Luanda is the capital city of Angola with a population of over 2.825 million people and an area of over 113 km². It is world’s third most populous Portuguese-speaking city, behind only São Paulo and Rio de Janeiro, both in Brazil, and the most populous Portuguese-speaking capital in the world, ahead of Brasília, Maputo and Lisbon.
People have to move from their residential areas to their work places located in the city centre and industrial area. The common means of public transport within the city are as follows:
Communal taxis (Candogueiros or mini bus cabs)
Luanda has an abundance of candogueiros or mini bus cabs, which carry 12 passangers and are easy to identify by their pale blue and white paint. This transport system covers all parts of the city and its surbubs.

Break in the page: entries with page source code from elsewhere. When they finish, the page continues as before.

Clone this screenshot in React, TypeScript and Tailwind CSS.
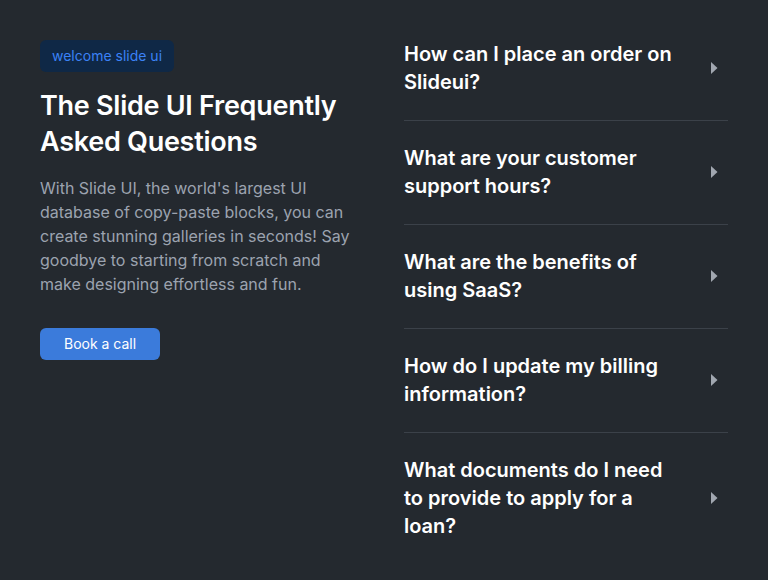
import React from "react";

const faqs = [
  "How can I place an order on Slideui?",
  "What are your customer support hours?",
  "What are the benefits of using SaaS?",
  "How do I update my billing information?",
  "What documents do I need to provide to apply for a loan?",
];

function Caret() {
  return (
    <svg width="8" height="14" viewBox="0 0 8 14" className="shrink-0">
      <path d="M1 1 L7.5 7 L1 13 Z" fill="#a1a7b0" />
    </svg>
  );
}

export default function App() {
  return (
    <div
      className="w-[768px] h-[580px] bg-[#24292f] p-10 grid grid-cols-2 gap-10 overflow-hidden"
      style={{ fontFamily: "Inter, 'Noto Sans', sans-serif" }}
    >
      <div className="flex flex-col items-start">
        <span className="h-8 px-3 flex items-center rounded-md bg-[#0f2846] text-[#3b82f6] text-sm">
          welcome slide ui
        </span>
        <h1 className="mt-4 text-[27px] leading-[36px] font-semibold tracking-[-0.01em] text-white">
          The Slide UI Frequently Asked Questions
        </h1>
        <p className="mt-4 text-base leading-6 text-[#9ca3af]">
          With Slide UI, the world's largest UI database of copy-paste blocks, you can create
          stunning galleries in seconds! Say goodbye to starting from scratch and make designing
          effortless and fun.
        </p>
        <button className="mt-8 h-8 px-6 rounded-md bg-[#3b7bdb] text-white text-sm">
          Book a call
        </button>
      </div>
      <div className="flex flex-col">
        {faqs.map((q, i) => (
          <div
            key={i}
            className={`flex items-center justify-between pb-6 ${
              i > 0 ? "pt-[23px] border-t border-[#3b4149]" : ""
            }`}
          >
            <span className="w-[276px] text-xl leading-7 font-semibold text-white">{q}</span>
            <div className="pr-2.5">
              <Caret />
            </div>
          </div>
        ))}
      </div>
    </div>
  );
}
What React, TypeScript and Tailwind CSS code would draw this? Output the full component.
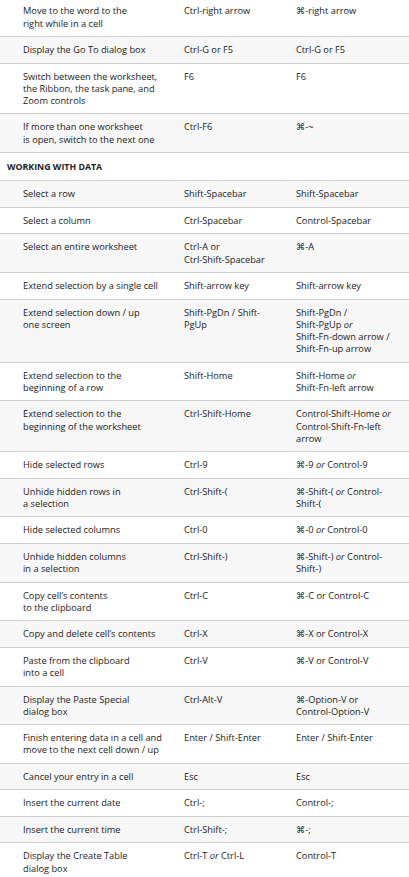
import React from 'react';

type Row = { a: string[]; b: string[]; c: string[] };

// rows of the shortcut table; "*or*" is printed in italics
const topRows: Row[] = [
  { a: ['Move to the word to the', 'right while in a cell'], b: ['Ctrl-right arrow'], c: ['⌘-right arrow'] },
  { a: ['Display the Go To dialog box'], b: ['Ctrl-G or F5'], c: ['Ctrl-G or F5'] },
  { a: ['Switch between the worksheet,', 'the Ribbon, the task pane, and', 'Zoom controls'], b: ['F6'], c: ['F6'] },
  { a: ['If more than one worksheet', 'is open, switch to the next one'], b: ['Ctrl-F6'], c: ['⌘-~'] },
];

const dataRows: Row[] = [
  { a: ['Select a row'], b: ['Shift-Spacebar'], c: ['Shift-Spacebar'] },
  { a: ['Select a column'], b: ['Ctrl-Spacebar'], c: ['Control-Spacebar'] },
  { a: ['Select an entire worksheet'], b: ['Ctrl-A or', 'Ctrl-Shift-Spacebar'], c: ['⌘-A'] },
  { a: ['Extend selection by a single cell'], b: ['Shift-arrow key'], c: ['Shift-arrow key'] },
  {
    a: ['Extend selection down / up', 'one screen'],
    b: ['Shift-PgDn / Shift-', 'PgUp'],
    c: ['Shift-PgDn /', 'Shift-PgUp *or*', 'Shift-Fn-down arrow /', 'Shift-Fn-up arrow'],
  },
  { a: ['Extend selection to the', 'beginning of a row'], b: ['Shift-Home'], c: ['Shift-Home *or*', 'Shift-Fn-left arrow'] },
  {
    a: ['Extend selection to the', 'beginning of the worksheet'],
    b: ['Ctrl-Shift-Home'],
    c: ['Control-Shift-Home *or*', 'Control-Shift-Fn-left', 'arrow'],
  },
  { a: ['Hide selected rows'], b: ['Ctrl-9'], c: ['⌘-9 *or* Control-9'] },
  { a: ['Unhide hidden rows in', 'a selection'], b: ['Ctrl-Shift-('], c: ['⌘-Shift-( *or* Control-', 'Shift-('] },
  { a: ['Hide selected columns'], b: ['Ctrl-0'], c: ['⌘-0 *or* Control-0'] },
  { a: ['Unhide hidden columns', 'in a selection'], b: ['Ctrl-Shift-)'], c: ['⌘-Shift-) *or* Control-', 'Shift-)'] },
  { a: ['Copy cell’s contents', 'to the clipboard'], b: ['Ctrl-C'], c: ['⌘-C or Control-C'] },
  { a: ['Copy and delete cell’s contents'], b: ['Ctrl-X'], c: ['⌘-X or Control-X'] },
  { a: ['Paste from the clipboard', 'into a cell'], b: ['Ctrl-V'], c: ['⌘-V or Control-V'] },
  { a: ['Display the Paste Special', 'dialog box'], b: ['Ctrl-Alt-V'], c: ['⌘-Option-V or', 'Control-Option-V'] },
  {
    a: ['Finish entering data in a cell and', 'move to the next cell down / up'],
    b: ['Enter / Shift-Enter'],
    c: ['Enter / Shift-Enter'],
  },
  { a: ['Cancel your entry in a cell'], b: ['Esc'], c: ['Esc'] },
  { a: ['Insert the current date'], b: ['Ctrl-;'], c: ['Control-;'] },
  { a: ['Insert the current time'], b: ['Ctrl-Shift-;'], c: ['⌘-;'] },
  { a: ['Display the Create Table', 'dialog box'], b: ['Ctrl-T *or* Ctrl-L'], c: ['Control-T'] },
];

function Line({ text }: { text: string }) {
  const parts = text.split('*or*');
  return (
    <div className="whitespace-nowrap">
      {parts.map((p, i) => (
        <React.Fragment key={i}>
          {p}
          {i < parts.length - 1 && <i>or</i>}
        </React.Fragment>
      ))}
    </div>
  );
}

function TableRow({ row, shaded, first }: { row: Row; shaded: boolean; first?: boolean }) {
  return (
    <div
      className={`grid grid-cols-[184px_112px_1fr] border-b border-[#cfcfcf] pb-[6.3px] ${first ? 'pt-[5.3px]' : 'pt-[7px]'} ${
        shaded ? 'bg-[#f7f7f7]' : 'bg-white'
      }`}
    >
      <div className="pl-[23px]">
        {row.a.map((t, i) => (
          <Line key={i} text={t} />
        ))}
      </div>
      <div>
        {row.b.map((t, i) => (
          <Line key={i} text={t} />
        ))}
      </div>
      <div>
        {row.c.map((t, i) => (
          <Line key={i} text={t} />
        ))}
      </div>
    </div>
  );
}

export default function App() {
  return (
    <div className="w-[409px] h-[877px] overflow-hidden bg-white text-[#1a1a1a] text-[9.25px] leading-[12.2px] font-['Open_Sans','DejaVu_Sans',sans-serif]">
      {topRows.map((r, i) => (
        <TableRow key={i} row={r} shaded={i % 2 === 1} first={i === 0} />
      ))}

      {/* section heading */}
      <div className="border-b border-[#cfcfcf] bg-white pl-[7px] pt-[8px] pb-[7px] text-[8.8px] font-bold text-[#222]">
        WORKING WITH DATA
      </div>

      {dataRows.map((r, i) => (
        <TableRow key={i} row={r} shaded={i % 2 === 0} />
      ))}
    </div>
  );
}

These Cangongeiros do not have signs of their destination. However, they have a written side on the side that says “particular”which means “”privately owned”. A tout shouts the destination, so you must know Luanda’s geographical location before you board this mode of transport. They are an inexpensive way of travelling around Luanda, but it is not the most comfortable way of going around town.
Each Cangongeiros has a conductor (tout) and a driver and there are designated public transport stages.

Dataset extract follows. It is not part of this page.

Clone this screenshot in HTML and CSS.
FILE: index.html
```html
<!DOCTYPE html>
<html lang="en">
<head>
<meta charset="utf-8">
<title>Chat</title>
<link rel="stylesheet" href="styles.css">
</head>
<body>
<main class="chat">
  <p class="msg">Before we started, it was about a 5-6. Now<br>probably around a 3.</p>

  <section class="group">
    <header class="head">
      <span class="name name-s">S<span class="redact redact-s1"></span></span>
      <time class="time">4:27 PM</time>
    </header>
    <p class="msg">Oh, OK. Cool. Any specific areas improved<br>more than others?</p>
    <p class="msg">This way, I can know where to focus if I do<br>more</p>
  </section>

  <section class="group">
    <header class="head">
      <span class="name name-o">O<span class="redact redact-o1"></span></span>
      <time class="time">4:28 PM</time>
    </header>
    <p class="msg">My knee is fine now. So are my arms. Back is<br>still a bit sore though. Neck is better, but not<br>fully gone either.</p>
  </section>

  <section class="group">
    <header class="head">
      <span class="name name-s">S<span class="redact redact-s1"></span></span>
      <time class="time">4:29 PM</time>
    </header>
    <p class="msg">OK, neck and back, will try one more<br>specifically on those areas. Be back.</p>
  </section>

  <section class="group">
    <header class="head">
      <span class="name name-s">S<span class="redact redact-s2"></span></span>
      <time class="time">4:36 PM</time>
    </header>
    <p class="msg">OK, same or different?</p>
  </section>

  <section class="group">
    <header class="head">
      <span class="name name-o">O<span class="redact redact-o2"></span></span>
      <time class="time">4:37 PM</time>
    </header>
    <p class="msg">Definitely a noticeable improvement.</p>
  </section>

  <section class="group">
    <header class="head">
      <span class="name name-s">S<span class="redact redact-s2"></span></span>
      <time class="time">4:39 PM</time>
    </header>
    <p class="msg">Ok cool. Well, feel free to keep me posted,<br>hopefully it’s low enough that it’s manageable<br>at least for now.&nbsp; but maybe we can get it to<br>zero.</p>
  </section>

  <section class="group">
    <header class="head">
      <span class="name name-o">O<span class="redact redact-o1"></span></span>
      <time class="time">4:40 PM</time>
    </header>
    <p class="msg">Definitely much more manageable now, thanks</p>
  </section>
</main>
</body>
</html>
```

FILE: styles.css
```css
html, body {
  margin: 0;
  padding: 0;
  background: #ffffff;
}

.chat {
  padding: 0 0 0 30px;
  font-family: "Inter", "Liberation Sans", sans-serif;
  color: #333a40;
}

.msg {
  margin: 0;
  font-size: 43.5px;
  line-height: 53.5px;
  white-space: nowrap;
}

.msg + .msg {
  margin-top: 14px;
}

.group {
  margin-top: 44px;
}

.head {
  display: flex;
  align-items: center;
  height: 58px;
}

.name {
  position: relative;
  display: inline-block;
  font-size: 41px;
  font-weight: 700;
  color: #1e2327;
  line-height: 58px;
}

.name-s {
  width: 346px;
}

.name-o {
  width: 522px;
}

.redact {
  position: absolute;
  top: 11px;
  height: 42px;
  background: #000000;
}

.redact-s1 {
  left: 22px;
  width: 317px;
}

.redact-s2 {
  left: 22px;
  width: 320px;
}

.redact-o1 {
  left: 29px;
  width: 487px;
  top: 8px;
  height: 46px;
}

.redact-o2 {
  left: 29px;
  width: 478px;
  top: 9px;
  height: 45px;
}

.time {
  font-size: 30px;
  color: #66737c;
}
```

The conductor invites passengers to the taxi and later collects the taxi fares from the passengers as they reach their destination. The passenger has to alert the conductor when he or she about to reach the place of destination so that the conductor can collect the fare and also alert the driver to find appropriate stopping place
There are three ticket classes, primeira (the priciest), expresso, and tramway (the cheapest). Carriages are generally clean, and decently modern with a restaurant car and functioning toilets. The middle line is also fully functional, serving Luau, Lobito, Cubal, and Huambo. The southern sector is still in the works, and will run between Namibe, Menongue and Lubango.
Motor Cycle Taxis
Motor Cycles are common means of transport in Launda which can reach places which cannot be easily reached using the other means.

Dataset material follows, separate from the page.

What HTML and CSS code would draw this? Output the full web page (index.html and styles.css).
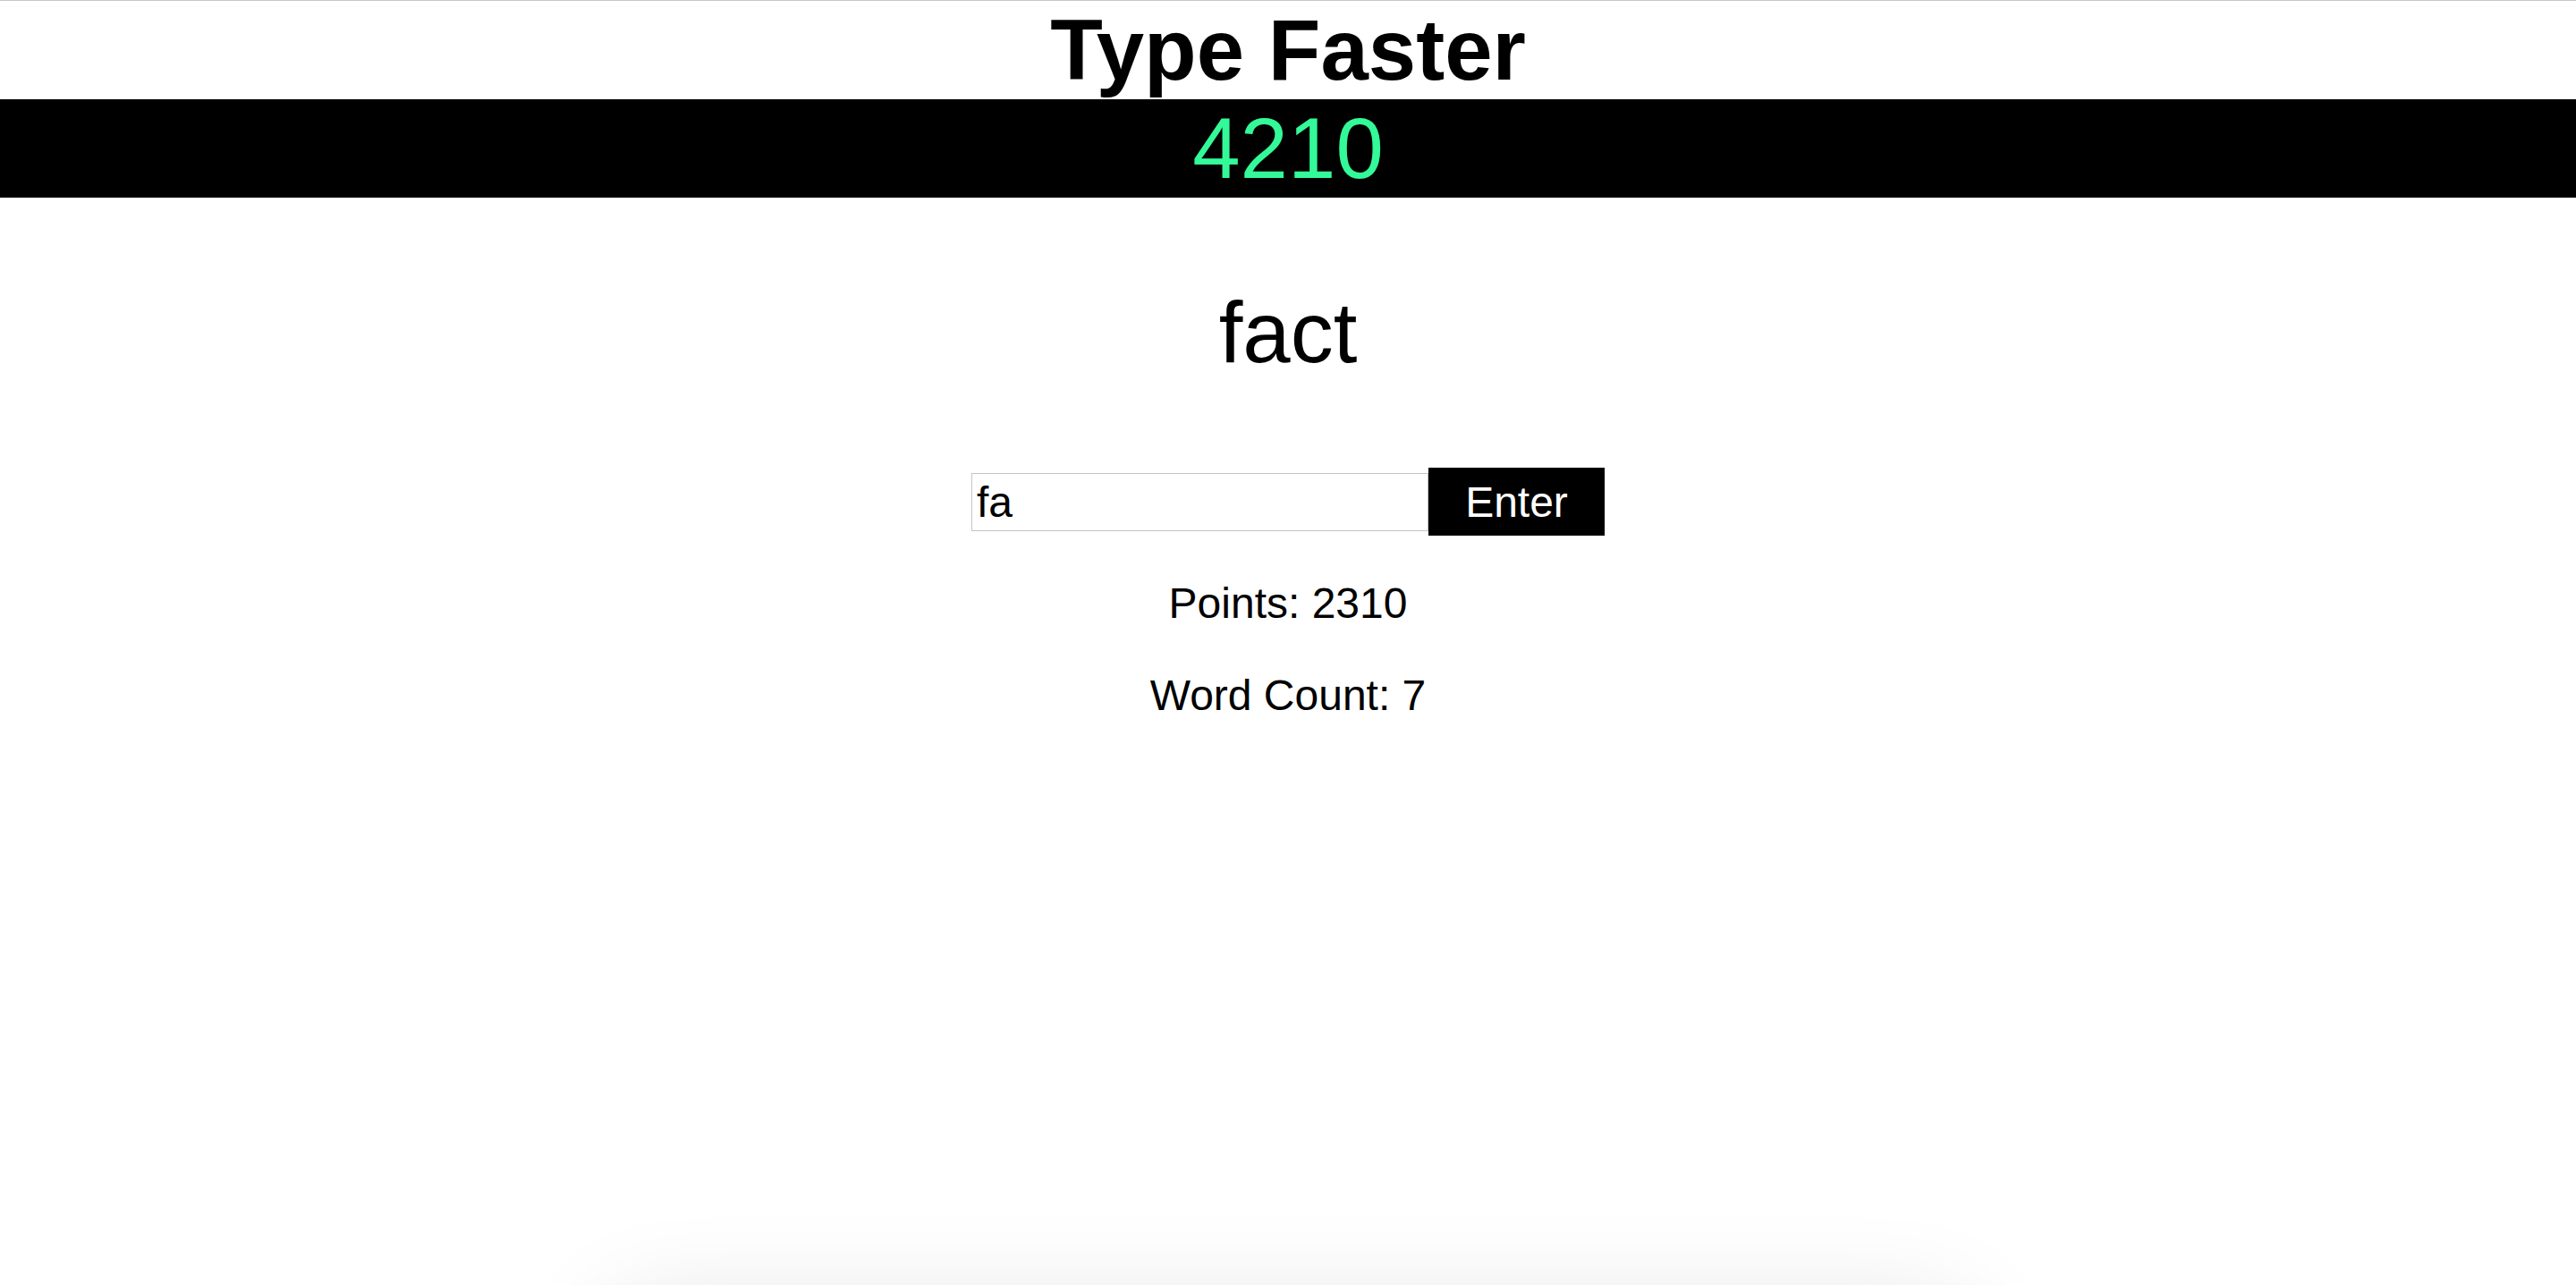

They wait at every corner, or you can flag one down as he drives by. Tell the driver where you want to go, and he’ll tell you a price.
Buses serve most parts of the city, leaving from several main points around the centre.
There is also a private bus company TURA working routes in Luanda, 40 lines are currently operating, with service from 5:30 a.m.
Special Hire Taxis
These are privately owned vehicles that transport people to different areas around Launda and the suburbs. The Special Hire Taxis have no defined routes but move accordingly to the customer’s instructions.